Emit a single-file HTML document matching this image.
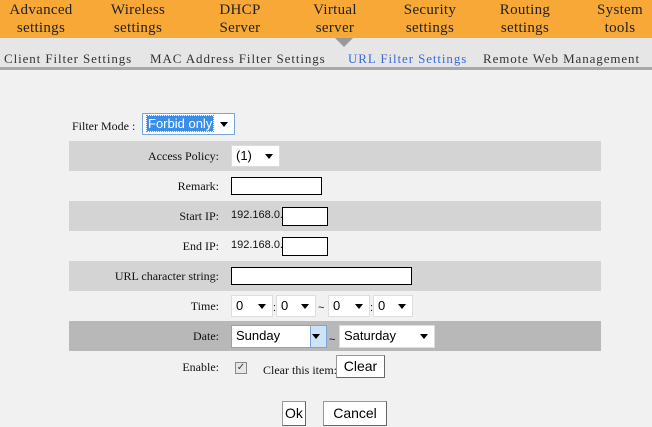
<!DOCTYPE html>
<html><head><style>
*{margin:0;padding:0;box-sizing:border-box}
body{width:652px;height:427px;background:#f1f1f1;font-family:"Liberation Serif",serif;position:relative;overflow:hidden}
.top{position:absolute;left:0;top:0;width:652px;height:38px;background:#f8a836}
.top div{position:absolute;top:1px;text-align:center;font-size:15px;line-height:18px;color:#222;letter-spacing:.3px}
.sub{position:absolute;left:0;top:38px;width:652px;height:32px;background:#e6e6e6;border-bottom:3px solid #a8a8a8}
.sub span{position:absolute;top:13px;font-size:13px;color:#333;letter-spacing:.9px}
.tri{position:absolute;left:335px;top:38px;width:0;height:0;border-left:9px solid transparent;border-right:9px solid transparent;border-top:9px solid #999}
.a{position:absolute;font-size:12px;color:#111}
.row{position:absolute;left:69px;width:532px;height:30px}
.g{background:#d4d4d4}.d{background:#b8b8b8}
.lab{position:absolute;right:382px;font-size:12px;color:#111;white-space:nowrap}
.box{position:absolute;background:#fff;border:1px solid #000}
.sel{position:absolute;background:#fff;border:1px solid #ddd;font-family:"Liberation Sans",sans-serif;font-size:13px;padding-left:4px;line-height:20px}
.sel:after{content:"";position:absolute;right:6px;top:8px;border-left:4px solid transparent;border-right:4px solid transparent;border-top:5px solid #000}
.btn{position:absolute;background:#fff;border:1px solid #999;border-bottom-color:#666;border-right-color:#666;font-family:"Liberation Sans",sans-serif;font-size:14px;text-align:center}
.t{position:absolute;font-family:"Liberation Sans",sans-serif;font-size:11px;color:#111}
</style></head><body>
<div class="top">
<div style="left:8px;width:66px">Advanced<br>settings</div>
<div style="left:110px;width:56px">Wireless<br>settings</div>
<div style="left:208px;width:64px">DHCP<br>Server</div>
<div style="left:300px;width:70px">Virtual<br>server</div>
<div style="left:390px;width:80px">Security<br>settings</div>
<div style="left:490px;width:70px">Routing<br>settings</div>
<div style="left:592px;width:56px">System<br>tools</div>
</div>
<div class="sub">
<span style="left:4px">Client Filter Settings</span>
<span style="left:150px">MAC Address Filter Settings</span>
<span style="left:348px;color:#3a6bd8">URL Filter Settings</span>
<span style="left:483px">Remote Web Management</span>
</div>
<div class="tri"></div>

<div class="a" style="left:72px;top:119px">Filter Mode :</div>
<div class="sel" style="left:142px;top:113px;width:93px;height:22px;border-color:#7aa7d8"><span style="background:#3b8ee8;color:#fff;outline:1px dotted #c80;padding:0 1px">Forbid only</span></div>

<div class="row g" style="top:141px"><div class="lab" style="top:8px">Access Policy:</div></div>
<div class="sel" style="left:231px;top:145px;width:49px;height:22px">(1)</div>

<div class="row" style="top:171px"><div class="lab" style="top:8px">Remark:</div></div>
<div class="box" style="left:231px;top:177px;width:91px;height:18px"></div>

<div class="row g" style="top:201px"><div class="lab" style="top:8px">Start IP:</div></div>
<div class="t" style="left:231px;top:209px">192.168.0.</div>
<div class="box" style="left:282px;top:207px;width:46px;height:19px"></div>

<div class="row" style="top:231px"><div class="lab" style="top:8px">End IP:</div></div>
<div class="t" style="left:231px;top:239px">192.168.0.</div>
<div class="box" style="left:282px;top:237px;width:46px;height:19px"></div>

<div class="row g" style="top:261px"><div class="lab" style="top:8px">URL character string:</div></div>
<div class="box" style="left:231px;top:267px;width:181px;height:18px"></div>

<div class="row" style="top:291px"><div class="lab" style="top:8px">Time:</div></div>
<div class="sel" style="left:231px;top:295px;width:42px;height:22px">0</div>
<div class="t" style="left:273px;top:302px">:</div>
<div class="sel" style="left:276px;top:295px;width:40px;height:22px">0</div>
<div class="t" style="left:318px;top:302px">~</div>
<div class="sel" style="left:328px;top:295px;width:42px;height:22px">0</div>
<div class="t" style="left:370px;top:302px">:</div>
<div class="sel" style="left:373px;top:295px;width:40px;height:22px">0</div>

<div class="row d" style="top:321px"><div class="lab" style="top:8px">Date:</div></div>
<div class="sel" style="left:231px;top:325px;width:96px;height:23px;border-color:#7aa7d8">Sunday<span style="position:absolute;right:0;top:0;width:16px;height:21px;background:#cde4f7;border-left:1px solid #7aa7d8"></span></div>
<div class="t" style="left:329px;top:334px">~</div>
<div class="sel" style="left:339px;top:325px;width:96px;height:23px">Saturday</div>

<div class="row" style="top:351px"><div class="lab" style="top:9px">Enable:</div></div>
<div style="position:absolute;left:235px;top:362px;width:12px;height:12px;border:1px solid #888;background:#e6e6e6;color:#335;font-size:10px;line-height:10px;text-align:center;font-family:'DejaVu Sans'">✓</div>
<div class="a" style="left:263px;top:363px">Clear this item:</div>
<div class="btn" style="left:336px;top:355px;width:49px;height:23px;line-height:20px">Clear</div>

<div class="btn" style="left:282px;top:401px;width:24px;height:25px;line-height:23px">Ok</div>
<div class="btn" style="left:323px;top:401px;width:64px;height:25px;line-height:23px">Cancel</div>
</body></html>
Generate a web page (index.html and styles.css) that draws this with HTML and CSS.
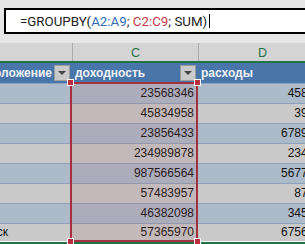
FILE: index.html
```html
<!DOCTYPE html>
<html lang="ru">
<head>
    <meta charset="UTF-8">
    <title>GROUPBY</title>
    <link rel="stylesheet" href="styles.css">
</head>
<body>

<div class="formula-bar">
    <div class="name-box"></div>
    <div class="formula-input">=GROUPBY(<span class="ref-a">A2:A9</span>; <span class="ref-c">C2:C9</span>; SUM)<span class="caret"></span></div>
</div>

<div class="col-heads">
    <div class="col-head head-b"></div>
    <div class="col-head head-c">C</div>
    <div class="col-head head-d">D</div>
</div>

<div class="sheet">
    <div class="row head-row">
        <div class="cell col-b">положение<span class="filter"></span></div>
        <div class="cell col-c">доходность<span class="filter"></span></div>
        <div class="cell col-d">расходы</div>
    </div>
    <div class="row band">
        <div class="cell col-b"></div>
        <div class="cell col-c">23568346</div>
        <div class="cell col-d">45834</div>
    </div>
    <div class="row">
        <div class="cell col-b"></div>
        <div class="cell col-c">45834958</div>
        <div class="cell col-d">3945</div>
    </div>
    <div class="row band">
        <div class="cell col-b"></div>
        <div class="cell col-c">23856433</div>
        <div class="cell col-d">678945</div>
    </div>
    <div class="row">
        <div class="cell col-b"></div>
        <div class="cell col-c">234989878</div>
        <div class="cell col-d">23456</div>
    </div>
    <div class="row band">
        <div class="cell col-b"></div>
        <div class="cell col-c">987566564</div>
        <div class="cell col-d">567734</div>
    </div>
    <div class="row">
        <div class="cell col-b"></div>
        <div class="cell col-c">57483957</div>
        <div class="cell col-d">8734</div>
    </div>
    <div class="row band">
        <div class="cell col-b"></div>
        <div class="cell col-c">46382098</div>
        <div class="cell col-d">34567</div>
    </div>
    <div class="row last">
        <div class="cell col-b city">Новосибирск</div>
        <div class="cell col-c">57365970</div>
        <div class="cell col-d">675634</div>
    </div>

    <!-- reference highlight for C2:C9 -->
    <div class="selection">
        <span class="handle tl"></span>
        <span class="handle tr"></span>
        <span class="handle bl"></span>
        <span class="handle br"></span>
    </div>
</div>

<div class="sheet-bottom"></div>

</body>
</html>
```

FILE: styles.css
```css
body {
    margin: 0;
    padding: 0;
    width: 305px;
    height: 244px;
    overflow: hidden;
    background-color: #e6e6e6;
    font-family: "Liberation Sans", Arial, sans-serif;
    color: #111;
}

/* formula bar */
.formula-bar {
    display: flex;
    height: 43px;
    padding-top: 8px;
    box-sizing: border-box;
    background-color: #e6e6e6;
}

.name-box {
    width: 6px;
    height: 26px;
    background-color: #fff;
}

.formula-input {
    flex: none;
    width: 320px;
    height: 26px;
    margin-left: 4px;
    padding: 2px 0 0 14px;
    box-sizing: border-box;
    border: 2px solid #000;
    background-color: #fff;
    font-family: Roboto, "Liberation Sans", sans-serif;
    font-size: 13.3px;
    line-height: 20px;
    color: #222;
    white-space: nowrap;
}

.ref-a {
    color: #2f6db3;
}

.ref-c {
    color: #c3384a;
}

.caret {
    display: inline-block;
    width: 1px;
    height: 14px;
    margin-left: 2px;
    vertical-align: -2px;
    background-color: #000;
}

/* column letters */
.col-heads {
    display: flex;
    height: 20px;
    box-sizing: border-box;
    background-color: #d4d4d4;
    border-bottom: 2px solid #217346;
}

.col-head {
    flex: none;
    box-sizing: border-box;
    padding-top: 3px;
    line-height: 15px;
    font-size: 12.5px;
    text-align: center;
    color: #217346;
}

.head-b {
    width: 73px;
    border-right: 1px solid #ababab;
}

.head-c {
    width: 126px;
    border-right: 1px solid #ababab;
}

.head-d {
    width: 127px;
}

/* table */
.sheet {
    position: relative;
    width: 326px;
}

.row {
    display: flex;
    height: 20px;
    box-sizing: border-box;
    border-top: 1px solid #8ea1b8;
    background-color: #c9c9c9;
    font-size: 12px;
    line-height: 19px;
}

.row.band {
    background-color: #adbac9;
}

.row.last {
    height: 18px;
}

.head-row {
    border-top: none;
    background-color: #4876aa;
    color: #eef1f5;
    font-weight: bold;
    line-height: 20px;
}

.cell {
    flex: none;
    display: flex;
    align-items: center;
    box-sizing: border-box;
    overflow: hidden;
    white-space: nowrap;
}

.col-b {
    width: 72px;
    justify-content: flex-end;
    padding-right: 2px;
}

.col-c {
    width: 126px;
    justify-content: flex-end;
    padding-right: 4px;
}

.col-d {
    width: 128px;
    justify-content: flex-end;
    padding-right: 5px;
}

.head-row .col-c {
    justify-content: space-between;
    padding-left: 3px;
    padding-right: 2px;
}

.head-row .col-d {
    justify-content: flex-start;
    padding-left: 3px;
}

.col-b.city {
    padding-right: 64px;
}

.filter {
    position: relative;
    flex: none;
    width: 16px;
    height: 16px;
    margin-left: 2px;
    box-sizing: border-box;
    border: 1px solid #9c9c9c;
    background-color: #cacaca;
}

.filter::after {
    content: "";
    position: absolute;
    left: 3px;
    top: 5px;
    border-left: 4px solid transparent;
    border-right: 4px solid transparent;
    border-top: 4px solid #444;
}

/* C2:C9 highlight */
.selection {
    position: absolute;
    left: 70px;
    top: 19px;
    width: 128px;
    height: 160px;
    box-sizing: border-box;
    border: 2px solid #a5303d;
    background-color: rgba(170, 90, 100, 0.14);
    pointer-events: none;
}

.handle {
    position: absolute;
    width: 5px;
    height: 5px;
    border: 1px solid #fff;
    background-color: #b8303d;
}

.handle.tl { left: -5px; top: -5px; }
.handle.tr { right: -5px; top: -5px; }
.handle.bl { left: -5px; bottom: -5px; }
.handle.br { right: -5px; bottom: -5px; }

.sheet-bottom {
    height: 3px;
    border-top: 1px solid #fff;
    background-color: #217346;
}
```
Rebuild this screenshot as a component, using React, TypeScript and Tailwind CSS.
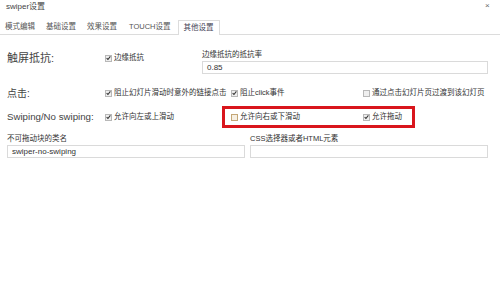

Your goal:
Lines that hold "this" are the ones to copy; find all of them.

Result:
Emit a single-file HTML document matching this image.
<div class="a" style="left:263px;top:363px">Clear this item:</div>
Generate a web page (index.html and styles.css) that draws this with HTML and CSS.
Rebuild this screenshot as a component, using React, TypeScript and Tailwind CSS.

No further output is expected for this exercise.